Noi siamo convinti che la realtà sia il nostro corpo, la nostra mente, la nostra individualità e naturalmente le cose che ci circondano. Tutto ciò che ricade sotto i nostri sensi è reale.
Ma esiste un altro criterio per capire che cosa sia veramente reale. Le cose effimere, che vanno e che vengono, che non hanno stabilità e che prima compaiono e poi scompaiono per sempre non possono che essere irreali, illusorie, evanescenti come sogni.
Le cose reali, veramente reali, non possono essere effimere. E l’esistenza umana è breve, transitoria. È paradossale allora che il mondo sia considerato qualcosa di reale. La realtà non può avere un’esistenza temporanea, soggetta al tempo.

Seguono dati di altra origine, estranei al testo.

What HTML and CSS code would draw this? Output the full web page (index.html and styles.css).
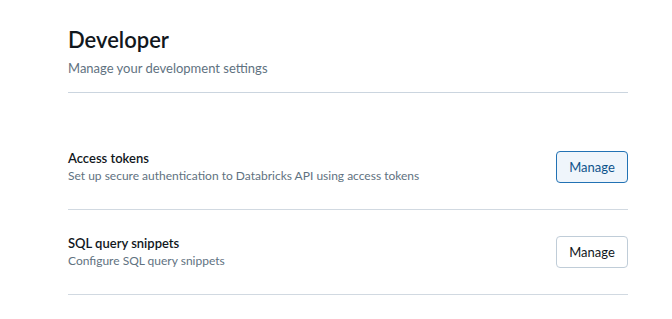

La realtà dovrebbe essere ciò che sta al di fuori e prima del tempo, che non è qualcosa di oggettivo, ma qualcosa legato alla nostra mente; non è qualcosa che possa avere un inizio e una fine, ma qualcosa che esiste sempre.
Ci troviamo dunque all’interno di un sogno, di una proiezione illusoria. Ma noi aspiriamo ad altro. Non neghiamo di aspirare all’eternità. Questo è il nostro più grande desiderio.
È con tale convinzione che dobbiamo rivedere il nostro concetto di morte. Non come la fine di tutto o la rinascita in qualche altro mondo. Ma come l’ingresso nella realtà.